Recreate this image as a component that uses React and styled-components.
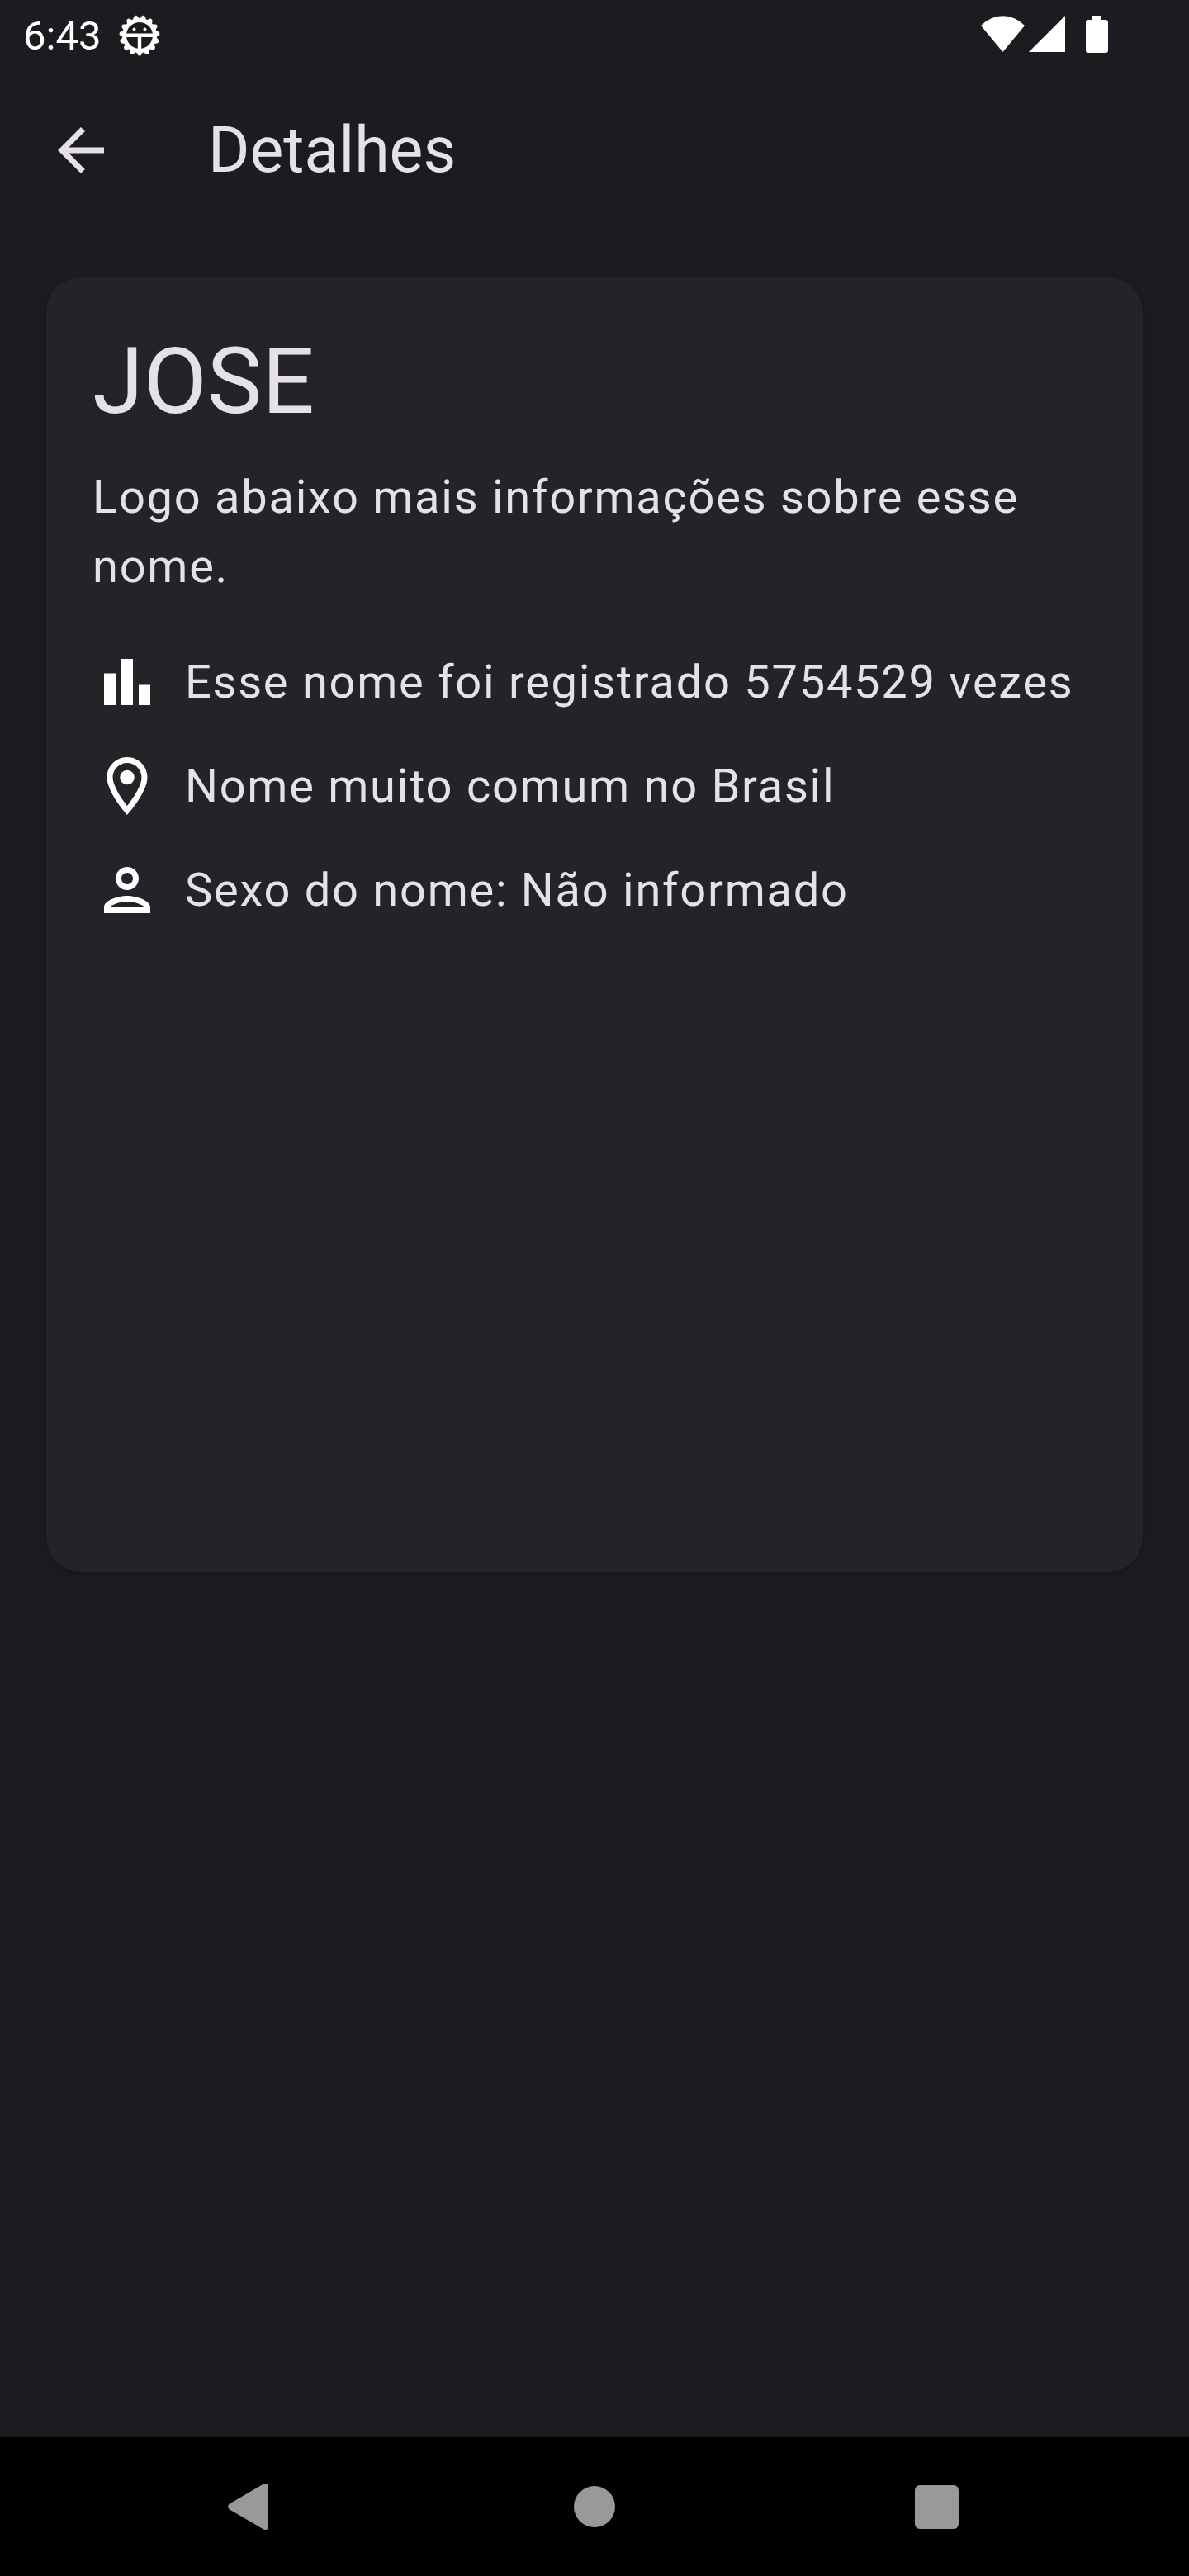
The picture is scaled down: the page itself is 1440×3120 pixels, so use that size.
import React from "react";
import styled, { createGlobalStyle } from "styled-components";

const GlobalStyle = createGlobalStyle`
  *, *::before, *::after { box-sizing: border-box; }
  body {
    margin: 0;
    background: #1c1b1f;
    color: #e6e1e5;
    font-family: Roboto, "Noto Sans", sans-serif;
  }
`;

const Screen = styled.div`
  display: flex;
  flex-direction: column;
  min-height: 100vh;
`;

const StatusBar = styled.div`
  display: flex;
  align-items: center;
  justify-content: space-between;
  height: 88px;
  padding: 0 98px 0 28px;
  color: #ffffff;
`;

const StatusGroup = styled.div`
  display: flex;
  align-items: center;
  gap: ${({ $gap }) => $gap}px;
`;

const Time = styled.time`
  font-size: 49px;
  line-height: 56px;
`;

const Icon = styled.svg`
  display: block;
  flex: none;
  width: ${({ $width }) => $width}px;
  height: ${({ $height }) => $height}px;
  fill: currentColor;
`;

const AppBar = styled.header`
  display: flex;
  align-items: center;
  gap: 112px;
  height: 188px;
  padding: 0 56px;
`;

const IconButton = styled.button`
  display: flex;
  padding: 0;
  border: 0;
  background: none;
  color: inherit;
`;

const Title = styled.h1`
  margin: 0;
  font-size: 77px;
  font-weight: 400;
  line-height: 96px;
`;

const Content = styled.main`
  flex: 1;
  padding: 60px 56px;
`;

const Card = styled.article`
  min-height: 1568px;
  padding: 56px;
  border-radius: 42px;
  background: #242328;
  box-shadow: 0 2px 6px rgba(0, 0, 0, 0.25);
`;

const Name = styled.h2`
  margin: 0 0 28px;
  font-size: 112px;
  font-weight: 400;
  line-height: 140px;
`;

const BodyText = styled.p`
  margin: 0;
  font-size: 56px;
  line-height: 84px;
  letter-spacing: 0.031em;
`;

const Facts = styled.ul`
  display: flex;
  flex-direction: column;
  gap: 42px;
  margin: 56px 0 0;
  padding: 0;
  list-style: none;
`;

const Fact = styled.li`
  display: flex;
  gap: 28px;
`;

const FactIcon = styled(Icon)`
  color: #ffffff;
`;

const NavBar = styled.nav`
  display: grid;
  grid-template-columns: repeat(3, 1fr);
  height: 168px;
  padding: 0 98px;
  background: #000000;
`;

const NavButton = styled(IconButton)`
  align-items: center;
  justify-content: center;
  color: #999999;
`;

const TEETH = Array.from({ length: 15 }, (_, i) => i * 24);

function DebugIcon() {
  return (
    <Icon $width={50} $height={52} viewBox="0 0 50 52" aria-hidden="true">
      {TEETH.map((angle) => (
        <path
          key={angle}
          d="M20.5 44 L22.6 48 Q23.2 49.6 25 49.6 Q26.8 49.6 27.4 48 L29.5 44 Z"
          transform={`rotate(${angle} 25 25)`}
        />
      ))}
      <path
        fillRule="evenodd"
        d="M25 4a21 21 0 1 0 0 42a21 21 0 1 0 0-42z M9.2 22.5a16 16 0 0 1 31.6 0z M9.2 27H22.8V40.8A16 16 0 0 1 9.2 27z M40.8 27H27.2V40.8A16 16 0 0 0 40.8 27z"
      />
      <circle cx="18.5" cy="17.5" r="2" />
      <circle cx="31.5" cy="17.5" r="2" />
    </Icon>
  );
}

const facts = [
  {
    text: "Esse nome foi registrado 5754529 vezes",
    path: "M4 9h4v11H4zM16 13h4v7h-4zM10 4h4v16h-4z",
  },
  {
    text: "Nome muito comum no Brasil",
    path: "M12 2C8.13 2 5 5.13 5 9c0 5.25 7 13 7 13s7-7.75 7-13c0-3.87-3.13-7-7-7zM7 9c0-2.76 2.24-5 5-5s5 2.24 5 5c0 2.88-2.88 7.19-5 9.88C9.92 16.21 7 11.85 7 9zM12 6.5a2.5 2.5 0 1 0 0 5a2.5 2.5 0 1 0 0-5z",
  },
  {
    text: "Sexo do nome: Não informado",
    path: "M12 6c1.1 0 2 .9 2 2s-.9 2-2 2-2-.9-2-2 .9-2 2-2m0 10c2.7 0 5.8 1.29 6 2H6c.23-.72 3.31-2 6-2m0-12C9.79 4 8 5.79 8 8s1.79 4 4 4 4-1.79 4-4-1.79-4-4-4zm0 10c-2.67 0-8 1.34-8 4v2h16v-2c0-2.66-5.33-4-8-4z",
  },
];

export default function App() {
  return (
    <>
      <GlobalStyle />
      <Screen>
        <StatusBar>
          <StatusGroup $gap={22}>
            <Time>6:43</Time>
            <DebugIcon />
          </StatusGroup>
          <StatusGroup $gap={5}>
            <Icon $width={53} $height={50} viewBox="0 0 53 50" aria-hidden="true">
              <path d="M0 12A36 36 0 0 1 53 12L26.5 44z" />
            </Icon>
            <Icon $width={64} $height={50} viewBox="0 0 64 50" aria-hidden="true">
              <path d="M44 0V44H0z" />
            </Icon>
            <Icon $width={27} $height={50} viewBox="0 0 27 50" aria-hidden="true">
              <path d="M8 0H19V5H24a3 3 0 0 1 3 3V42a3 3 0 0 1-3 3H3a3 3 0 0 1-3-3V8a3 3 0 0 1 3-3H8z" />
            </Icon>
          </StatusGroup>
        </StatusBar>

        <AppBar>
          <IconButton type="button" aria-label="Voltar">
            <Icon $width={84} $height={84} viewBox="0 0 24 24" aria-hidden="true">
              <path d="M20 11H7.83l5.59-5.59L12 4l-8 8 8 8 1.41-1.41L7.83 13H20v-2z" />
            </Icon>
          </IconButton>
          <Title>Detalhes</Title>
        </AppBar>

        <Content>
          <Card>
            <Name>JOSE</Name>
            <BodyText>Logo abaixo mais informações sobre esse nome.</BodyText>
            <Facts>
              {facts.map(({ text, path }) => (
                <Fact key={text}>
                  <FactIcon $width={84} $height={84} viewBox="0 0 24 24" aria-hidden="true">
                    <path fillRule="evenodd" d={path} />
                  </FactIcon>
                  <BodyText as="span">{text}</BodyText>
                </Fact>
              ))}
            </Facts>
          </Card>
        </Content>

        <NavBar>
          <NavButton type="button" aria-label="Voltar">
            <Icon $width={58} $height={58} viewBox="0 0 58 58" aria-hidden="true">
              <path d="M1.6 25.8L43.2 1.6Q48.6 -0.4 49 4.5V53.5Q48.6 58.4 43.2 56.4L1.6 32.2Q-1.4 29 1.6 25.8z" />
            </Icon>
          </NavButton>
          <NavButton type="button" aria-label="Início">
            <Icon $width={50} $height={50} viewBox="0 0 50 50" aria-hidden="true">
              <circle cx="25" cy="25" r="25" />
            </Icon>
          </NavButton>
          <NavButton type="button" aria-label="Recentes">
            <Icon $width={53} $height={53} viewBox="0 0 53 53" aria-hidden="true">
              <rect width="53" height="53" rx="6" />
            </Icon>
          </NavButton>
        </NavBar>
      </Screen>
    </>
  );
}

========

Job → Reproduce the data verbatim. Do not carry any picture into the copy.

Task output →
Recreate this image as a component that uses React and styled-components.
The picture is scaled down: the page itself is 1440×3120 pixels, so use that size.
import React from "react";
import styled, { createGlobalStyle } from "styled-components";

const GlobalStyle = createGlobalStyle`
  *, *::before, *::after { box-sizing: border-box; }
  body {
    margin: 0;
    background: #1c1b1f;
    color: #e6e1e5;
    font-family: Roboto, "Noto Sans", sans-serif;
  }
`;

const Screen = styled.div`
  display: flex;
  flex-direction: column;
  min-height: 100vh;
`;

const StatusBar = styled.div`
  display: flex;
  align-items: center;
  justify-content: space-between;
  height: 88px;
  padding: 0 98px 0 28px;
  color: #ffffff;
`;

const StatusGroup = styled.div`
  display: flex;
  align-items: center;
  gap: ${({ $gap }) => $gap}px;
`;

const Time = styled.time`
  font-size: 49px;
  line-height: 56px;
`;

const Icon = styled.svg`
  display: block;
  flex: none;
  width: ${({ $width }) => $width}px;
  height: ${({ $height }) => $height}px;
  fill: currentColor;
`;

const AppBar = styled.header`
  display: flex;
  align-items: center;
  gap: 112px;
  height: 188px;
  padding: 0 56px;
`;

const IconButton = styled.button`
  display: flex;
  padding: 0;
  border: 0;
  background: none;
  color: inherit;
`;

const Title = styled.h1`
  margin: 0;
  font-size: 77px;
  font-weight: 400;
  line-height: 96px;
`;

const Content = styled.main`
  flex: 1;
  padding: 60px 56px;
`;

const Card = styled.article`
  min-height: 1568px;
  padding: 56px;
  border-radius: 42px;
  background: #242328;
  box-shadow: 0 2px 6px rgba(0, 0, 0, 0.25);
`;

const Name = styled.h2`
  margin: 0 0 28px;
  font-size: 112px;
  font-weight: 400;
  line-height: 140px;
`;

const BodyText = styled.p`
  margin: 0;
  font-size: 56px;
  line-height: 84px;
  letter-spacing: 0.031em;
`;

const Facts = styled.ul`
  display: flex;
  flex-direction: column;
  gap: 42px;
  margin: 56px 0 0;
  padding: 0;
  list-style: none;
`;

const Fact = styled.li`
  display: flex;
  gap: 28px;
`;

const FactIcon = styled(Icon)`
  color: #ffffff;
`;

const NavBar = styled.nav`
  display: grid;
  grid-template-columns: repeat(3, 1fr);
  height: 168px;
  padding: 0 98px;
  background: #000000;
`;

const NavButton = styled(IconButton)`
  align-items: center;
  justify-content: center;
  color: #999999;
`;

const TEETH = Array.from({ length: 15 }, (_, i) => i * 24);

function DebugIcon() {
  return (
    <Icon $width={50} $height={52} viewBox="0 0 50 52" aria-hidden="true">
      {TEETH.map((angle) => (
        <path
          key={angle}
          d="M20.5 44 L22.6 48 Q23.2 49.6 25 49.6 Q26.8 49.6 27.4 48 L29.5 44 Z"
          transform={`rotate(${angle} 25 25)`}
        />
      ))}
      <path
        fillRule="evenodd"
        d="M25 4a21 21 0 1 0 0 42a21 21 0 1 0 0-42z M9.2 22.5a16 16 0 0 1 31.6 0z M9.2 27H22.8V40.8A16 16 0 0 1 9.2 27z M40.8 27H27.2V40.8A16 16 0 0 0 40.8 27z"
      />
      <circle cx="18.5" cy="17.5" r="2" />
      <circle cx="31.5" cy="17.5" r="2" />
    </Icon>
  );
}

const facts = [
  {
    text: "Esse nome foi registrado 5754529 vezes",
    path: "M4 9h4v11H4zM16 13h4v7h-4zM10 4h4v16h-4z",
  },
  {
    text: "Nome muito comum no Brasil",
    path: "M12 2C8.13 2 5 5.13 5 9c0 5.25 7 13 7 13s7-7.75 7-13c0-3.87-3.13-7-7-7zM7 9c0-2.76 2.24-5 5-5s5 2.24 5 5c0 2.88-2.88 7.19-5 9.88C9.92 16.21 7 11.85 7 9zM12 6.5a2.5 2.5 0 1 0 0 5a2.5 2.5 0 1 0 0-5z",
  },
  {
    text: "Sexo do nome: Não informado",
    path: "M12 6c1.1 0 2 .9 2 2s-.9 2-2 2-2-.9-2-2 .9-2 2-2m0 10c2.7 0 5.8 1.29 6 2H6c.23-.72 3.31-2 6-2m0-12C9.79 4 8 5.79 8 8s1.79 4 4 4 4-1.79 4-4-1.79-4-4-4zm0 10c-2.67 0-8 1.34-8 4v2h16v-2c0-2.66-5.33-4-8-4z",
  },
];

export default function App() {
  return (
    <>
      <GlobalStyle />
      <Screen>
        <StatusBar>
          <StatusGroup $gap={22}>
            <Time>6:43</Time>
            <DebugIcon />
          </StatusGroup>
          <StatusGroup $gap={5}>
            <Icon $width={53} $height={50} viewBox="0 0 53 50" aria-hidden="true">
              <path d="M0 12A36 36 0 0 1 53 12L26.5 44z" />
            </Icon>
            <Icon $width={64} $height={50} viewBox="0 0 64 50" aria-hidden="true">
              <path d="M44 0V44H0z" />
            </Icon>
            <Icon $width={27} $height={50} viewBox="0 0 27 50" aria-hidden="true">
              <path d="M8 0H19V5H24a3 3 0 0 1 3 3V42a3 3 0 0 1-3 3H3a3 3 0 0 1-3-3V8a3 3 0 0 1 3-3H8z" />
            </Icon>
          </StatusGroup>
        </StatusBar>

        <AppBar>
          <IconButton type="button" aria-label="Voltar">
            <Icon $width={84} $height={84} viewBox="0 0 24 24" aria-hidden="true">
              <path d="M20 11H7.83l5.59-5.59L12 4l-8 8 8 8 1.41-1.41L7.83 13H20v-2z" />
            </Icon>
          </IconButton>
          <Title>Detalhes</Title>
        </AppBar>

        <Content>
          <Card>
            <Name>JOSE</Name>
            <BodyText>Logo abaixo mais informações sobre esse nome.</BodyText>
            <Facts>
              {facts.map(({ text, path }) => (
                <Fact key={text}>
                  <FactIcon $width={84} $height={84} viewBox="0 0 24 24" aria-hidden="true">
                    <path fillRule="evenodd" d={path} />
                  </FactIcon>
                  <BodyText as="span">{text}</BodyText>
                </Fact>
              ))}
            </Facts>
          </Card>
        </Content>

        <NavBar>
          <NavButton type="button" aria-label="Voltar">
            <Icon $width={58} $height={58} viewBox="0 0 58 58" aria-hidden="true">
              <path d="M1.6 25.8L43.2 1.6Q48.6 -0.4 49 4.5V53.5Q48.6 58.4 43.2 56.4L1.6 32.2Q-1.4 29 1.6 25.8z" />
            </Icon>
          </NavButton>
          <NavButton type="button" aria-label="Início">
            <Icon $width={50} $height={50} viewBox="0 0 50 50" aria-hidden="true">
              <circle cx="25" cy="25" r="25" />
            </Icon>
          </NavButton>
          <NavButton type="button" aria-label="Recentes">
            <Icon $width={53} $height={53} viewBox="0 0 53 53" aria-hidden="true">
              <rect width="53" height="53" rx="6" />
            </Icon>
          </NavButton>
        </NavBar>
      </Screen>
    </>
  );
}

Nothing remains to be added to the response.